L’asse nato fra la Regione e il territorio peligno alle ultime elezioni regionali, dove il neogovernatore Marco Marsilio ha stravinto in tutti i Comuni, sembra si stia per rompere. Alla base ci sarebbe l’atteggiamento della Regione, alle prese con la riorganizzazione della sanità regionale, che dopo le promesse di rilancio della sanità peligna fatte in campagna elettorale e dopo aver incassato in termini di consenso, ora pare latitare.
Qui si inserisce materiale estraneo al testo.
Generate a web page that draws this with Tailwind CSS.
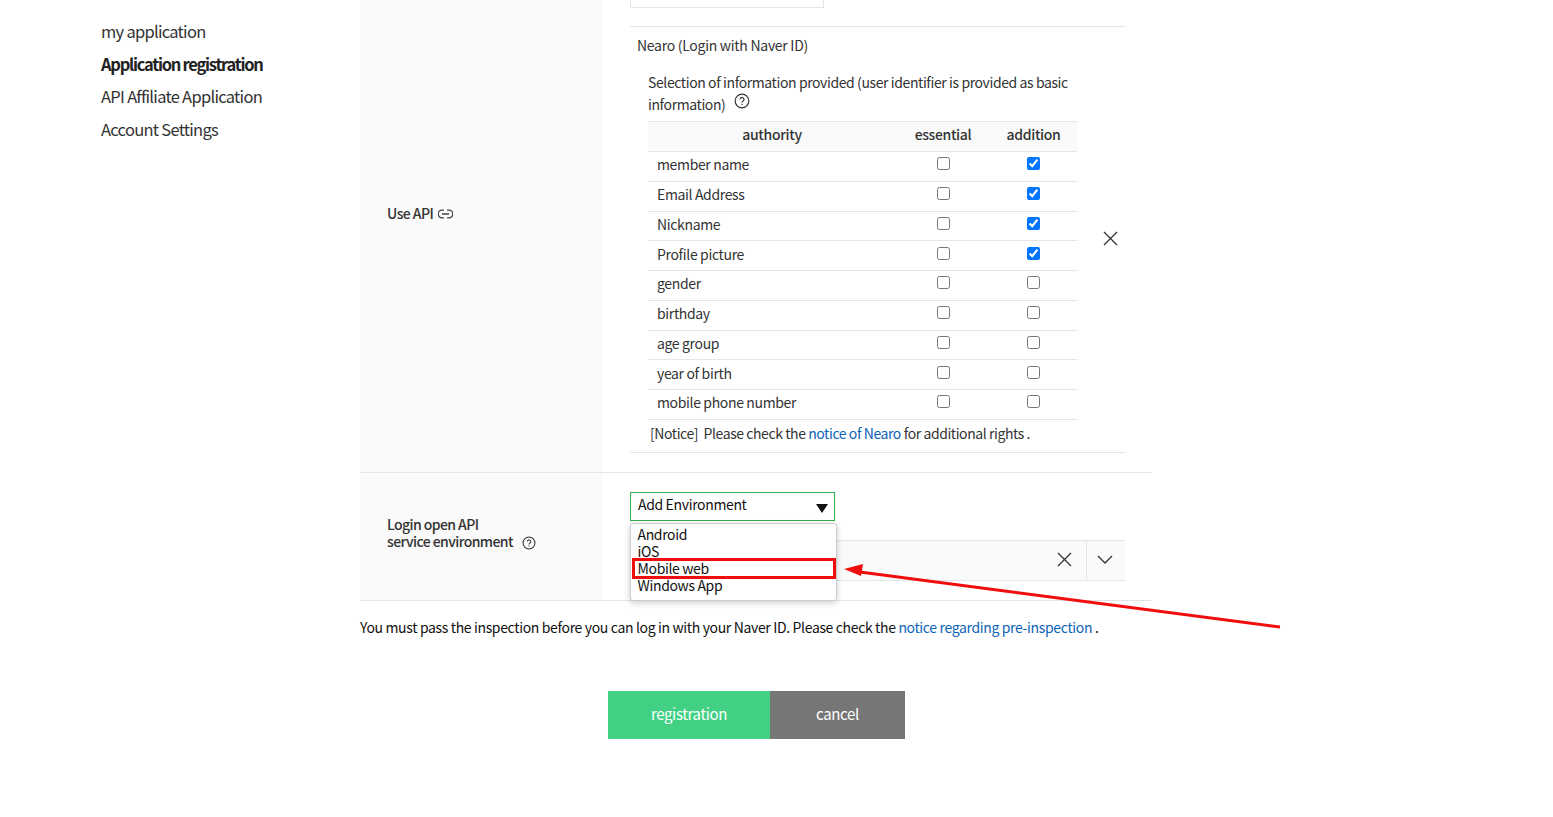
<!DOCTYPE html>
<html lang="en">
<head>
    <meta charset="UTF-8">
    <meta name="viewport" content="width=device-width, initial-scale=1.0">
    <title>Application registration</title>
    <script src="https://cdn.jsdelivr.net/npm/@tailwindcss/browser@4"></script>
</head>
<body class="bg-white overflow-hidden h-[817px] relative font-['Noto_Sans_CJK_KR','Noto_Sans',sans-serif] text-[#333] text-[14px] tracking-[-0.35px]">
    <div class="flex">
        <!-- Sidebar -->
        <nav class="w-[360px] shrink-0 pl-[101px] pt-[15px] text-[16.5px] tracking-[-0.72px] leading-[33px] text-[#333]">
            <div>my application</div>
            <div class="font-bold text-[#222] tracking-[-1.25px] leading-[32px]">Application registration</div>
            <div>API Affiliate Application</div>
            <div>Account Settings</div>
        </nav>

        <main class="w-[792px]">
            <!-- Use API row -->
            <div class="flex h-[473px] border-b border-[#e5e5e5]">
                <div class="w-[243px] bg-[#fafafa] pl-[27px] flex items-center pb-[46px] font-medium text-[#333] tracking-[-0.55px] gap-[5px]">
                    <span>Use API</span>
                    <svg class="w-[15px] h-[10px] mt-[1px]" viewBox="0 0 15 10" fill="none" stroke="#444" stroke-width="1.3">
                        <path d="M6 1.2H4a3.8 3.8 0 0 0 0 7.6h2M9 1.2h2a3.8 3.8 0 0 1 0 7.6H9M4 5h7"/>
                    </svg>
                </div>
                <div class="pl-[27px] w-[522px]">
                    <div class="w-[194px] h-[8px] border border-t-0 border-[#e5e5e5]"></div>
                    <div class="mt-[18px] w-[495px] border-y border-[#e5e5e5] h-[427px]">
                        <div class="pl-[7px] pt-[7px] leading-[22px] tracking-[-0.28px]">Nearo (Login with Naver ID)</div>
                        <div class="flex mt-[15px]">
                            <div class="ml-[18px] w-[429px]">
                                <p class="leading-[22px] tracking-[-0.4px]">Selection of information provided (user identifier is provided as basic information)
                                    <svg class="inline-block w-[16px] h-[16px] ml-[6px] align-[1px]" viewBox="0 0 16 16" fill="none" stroke="#333" stroke-width="1.2">
                                        <circle cx="8" cy="8" r="6.8"/>
                                        <path d="M6 6.4a2 2 0 1 1 3.1 1.7c-.7.4-1.1.8-1.1 1.5M8 10.8v1.2"/>
                                    </svg>
                                </p>
                                <table class="w-full mt-[6px] table-fixed border-collapse">
                                    <thead>
                                        <tr class="h-[30px] bg-[#fafafa] border-y border-[#e5e5e5] font-medium">
                                            <th class="w-[248px] font-medium pb-[5px]">authority</th>
                                            <th class="w-[94px] font-medium pb-[5px]">essential</th>
                                            <th class="font-medium pb-[5px]">addition</th>
                                        </tr>
                                    </thead>
                                    <tbody>
                                        <tr class="h-[29.75px] border-b border-[#e5e5e5]"><td class="pl-[9px] pb-[3px]">member name</td><td class="text-center pb-[3px]"><input type="checkbox"></td><td class="text-center pb-[3px]"><input type="checkbox" checked></td></tr>
                                        <tr class="h-[29.75px] border-b border-[#e5e5e5]"><td class="pl-[9px] pb-[3px]">Email Address</td><td class="text-center pb-[3px]"><input type="checkbox"></td><td class="text-center pb-[3px]"><input type="checkbox" checked></td></tr>
                                        <tr class="h-[29.75px] border-b border-[#e5e5e5]"><td class="pl-[9px] pb-[3px]">Nickname</td><td class="text-center pb-[3px]"><input type="checkbox"></td><td class="text-center pb-[3px]"><input type="checkbox" checked></td></tr>
                                        <tr class="h-[29.75px] border-b border-[#e5e5e5]"><td class="pl-[9px] pb-[3px]">Profile picture</td><td class="text-center pb-[3px]"><input type="checkbox"></td><td class="text-center pb-[3px]"><input type="checkbox" checked></td></tr>
                                        <tr class="h-[29.75px] border-b border-[#e5e5e5]"><td class="pl-[9px] pb-[3px]">gender</td><td class="text-center pb-[3px]"><input type="checkbox"></td><td class="text-center pb-[3px]"><input type="checkbox"></td></tr>
                                        <tr class="h-[29.75px] border-b border-[#e5e5e5]"><td class="pl-[9px] pb-[3px]">birthday</td><td class="text-center pb-[3px]"><input type="checkbox"></td><td class="text-center pb-[3px]"><input type="checkbox"></td></tr>
                                        <tr class="h-[29.75px] border-b border-[#e5e5e5]"><td class="pl-[9px] pb-[3px]">age group</td><td class="text-center pb-[3px]"><input type="checkbox"></td><td class="text-center pb-[3px]"><input type="checkbox"></td></tr>
                                        <tr class="h-[29.75px] border-b border-[#e5e5e5]"><td class="pl-[9px] pb-[3px]">year of birth</td><td class="text-center pb-[3px]"><input type="checkbox"></td><td class="text-center pb-[3px]"><input type="checkbox"></td></tr>
                                        <tr class="h-[29.75px] border-b border-[#e5e5e5]"><td class="pl-[9px] pb-[3px]">mobile phone number</td><td class="text-center pb-[3px]"><input type="checkbox"></td><td class="text-center pb-[3px]"><input type="checkbox"></td></tr>
                                    </tbody>
                                </table>
                                <p class="pl-[2px] mt-[2px] leading-[22px] tracking-[-0.42px]">[Notice] &nbsp;Please check the <a class="text-[#0b63b8]">notice of Nearo</a> for additional rights .</p>
                            </div>
                            <div class="flex-1 flex items-start justify-end pr-[7px] pt-[160px]">
                                <svg class="w-[15px] h-[15px]" viewBox="0 0 15 15" stroke="#333" stroke-width="1.3"><path d="M1 1l13 13M14 1L1 14"/></svg>
                            </div>
                        </div>
                    </div>
                </div>
            </div>

            <!-- Login open API row -->
            <div class="flex h-[128px] border-b border-[#e5e5e5]">
                <div class="w-[243px] bg-[#fafafa] pl-[27px] pt-[43px] leading-[17px] font-medium tracking-[-0.58px]">
                    Login open API<br>
                    <span class="inline-flex items-center gap-[9px]">service environment
                        <svg class="w-[14px] h-[14px] mt-[2px]" viewBox="0 0 16 16" fill="none" stroke="#333" stroke-width="1.2">
                            <circle cx="8" cy="8" r="6.8"/>
                            <path d="M6 6.4a2 2 0 1 1 3.1 1.7c-.7.4-1.1.8-1.1 1.5M8 10.8v1.2"/>
                        </svg>
                    </span>
                </div>
                <div class="pl-[27px] pt-[19px] relative">
                    <div class="w-[205px] h-[29px] border border-[#2eb050] pl-[7px] flex items-center justify-between pr-[6px] text-[#111]">
                        <span class="pb-[4px]">Add Environment</span>
                        <svg class="w-[12px] h-[9px] mt-[3px]" viewBox="0 0 12 9" fill="#111"><path d="M0 0h12L6 9z"/></svg>
                    </div>
                    <div class="w-[495px] h-[41px] mt-[19px] bg-[#fafafa] border-y border-[#e5e5e5] flex justify-end">
                        <div class="w-[40px] flex items-center justify-center pr-[2px] mb-[2px] mr-[1px]">
                            <svg class="w-[15px] h-[15px]" viewBox="0 0 15 15" stroke="#333" stroke-width="1.3"><path d="M1 1l13 13M14 1L1 14"/></svg>
                        </div>
                        <div class="w-[39px] border-l border-[#e5e5e5] flex items-center justify-center pr-[2px]">
                            <svg class="w-[16px] h-[9px] mb-[3px]" viewBox="0 0 16 9" fill="none" stroke="#333" stroke-width="1.3"><path d="M1 1l7 7 7-7"/></svg>
                        </div>
                    </div>
                    <!-- open dropdown -->
                    <ul class="absolute left-[27px] top-[50px] w-[207px] h-[78px] bg-white rounded-[3px] border border-[#ccc] shadow-[0_2px_6px_rgba(0,0,0,0.2)] pl-[6.5px] pt-[2px] leading-[17px] text-[#111]">
                        <li>Android</li>
                        <li>iOS</li>
                        <li>Mobile web</li>
                        <li>Windows App</li>
                    </ul>
                    <div class="absolute left-[29px] top-[85px] w-[204px] h-[21px] border-[3px] border-[#f00d0d]"></div>
                </div>
            </div>

            <p class="mt-[15px] leading-[22px] text-[#111] whitespace-nowrap">You must pass the inspection before you can log in with your Naver ID. Please check the <a class="text-[#0b63b8]">notice regarding pre-inspection</a> .</p>

            <div class="flex mt-[53px] ml-[248px] text-white text-[15px] text-center">
                <div class="w-[162px] h-[48px] leading-[45px] bg-[#41d084]">registration</div>
                <div class="w-[135px] h-[48px] leading-[45px] bg-[#767676]">cancel</div>
            </div>
        </main>
    </div>

    <!-- annotation arrow -->
    <svg class="absolute left-0 top-0 pointer-events-none" width="1553" height="817" viewBox="0 0 1553 817" fill="none">
        <path d="M860 572L1280 627" stroke="#f00d0d" stroke-width="3"/>
        <path d="M844 569l19-5-2 12z" fill="#f00d0d"/>
    </svg>
</body>
</html>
Lo si legge ad esempio molto chiaramente nelle parole della sindaca di Sulmona Annamaria Casini, che pur aveva appoggiato il candidato Marsilio in campagna elettorale.
Casini parla di “assordante silenzio”, da parte della Regione che deve invece secondo la sindaca “rispettare il patto con gli elettori della Valle Peligna, che hanno creduto alla promessa di una politica in discontinuità e ad un investimento reale su ospedale e punto nascita, tanto da assicurarne il mantenimento in un presidio sanitario di I livello”. Casini sottolinea come il tempo “sta scadendo e di risposte per la Valle Peligna neanche una”, mentre lamenta il fatto che la Regione non abbia fatto nemmeno un incontro sul tema con gli amministratori del territorio. La settimana scorsa era stata invece la volta della consigliera regionale Marianna Scoccia, a rompere con la sua maggioranza dopo l’inettitudine nei confronti della sanità peligna.
Al coro di voci su questo tema caldo si aggiunge quello della consigliera comunale di opposizione Elisabetta Bianchi, che per quanto riguarda la salvaguardia del punto nascita peligno chiede alla Regione di avere “coraggio” nel chiedere alla ministra della Salute Giulia Grillo, la revisione dei parametri ministeriali stabiliti dal Decreto Lorenzin sulla chiusura dei punti nascita. “In quest’ambito – scrive Bianchi ci aspettiamo che le mutate condizioni politiche possano innanzitutto promuovere la riforma rapida dei parametri del Decreto Lorenzin dimostratisi inattuabili in una Regione montuosa a bassa densità demografica come Regione Abruzzo qualificando l’ospedale di Sulmona quale presidio di primo livello con un adeguato standard di servizi tra i quali il punto nascita assolvendo così alla deliberazione del consiglio comunale già consegnata all’assessora alla Sanità Nicoletta Verì”.
Infine dall’altro lato dei banchi del consiglio regionale, l’ex assessore alla Santià Silvio Paolucci, ora capogruppo del Pd, ha presentato una risoluzione per discutere in commissione regionale, la revisione dei parametri stabiliti dal Cpnn (Comitato percorso nascite nazionale) che annoverano il punto nascita peligno fra quelli necessariamente da chiudere.
Savino Monterisi
Non capisco con quale “faccia” faccia queste affermazioni.
Ma dimentica che è stata lei e la sua giunta a votare il declassamento dell’ospedale?
Concordo temp, ma i peligni hanno dimostrato nell’urna di avere memoria corta, qui abbiamo personaggi che hanno una disinvoltura ed una faccia di bronzo fuori dal comune. Siamo al delirio di onnipotenza… ed abbiamo una città che dorme e non ragiona.
Certamente c’è la mano di chi li ha votati e “messi al potere”, che non vuol dire essere parimenti colpevoli.
Tanti dei validi politici sulla carta e nelle intenzioni, si sono rivelati nella pratica degli abili millantatori quanto dannosi per la città.
Una volta si chiamava reparto di “Ostetricia e ginecologia”, dove oltre ai parti si facevano interventi inerenti l’apparato riproduttivo femminile. Ora il reparto si chiama “punto nascita”? La chiusura riguarda solo il punto nascita o sparisce tutto il reparto di ostetricia e ginecologia e con esso la pediatria? Non è poi che gli altri reparti siano messi bene, i cui medici debbono andare a prestare servizio anche all’ospedale di Castel di Sangro, anch’esso con l’acqua alla gola. Da come la vedo io ed è solo una mia impressione,il territorio peligno-sangrino non è in grado di assicurare una efficace sanità ai propri cittadini. Ormai chi ha bisogno di una sanità per malattie serie, emigra in porti più rassicuranti. E le urgenze? Se sei fortunato te la puoi cavare. Le cause sono tante, che molti cittadini non hanno capito o voluto non capire. Ed i politici al solito fanno gli gnorri.”Mi nun so, mi son furesto”.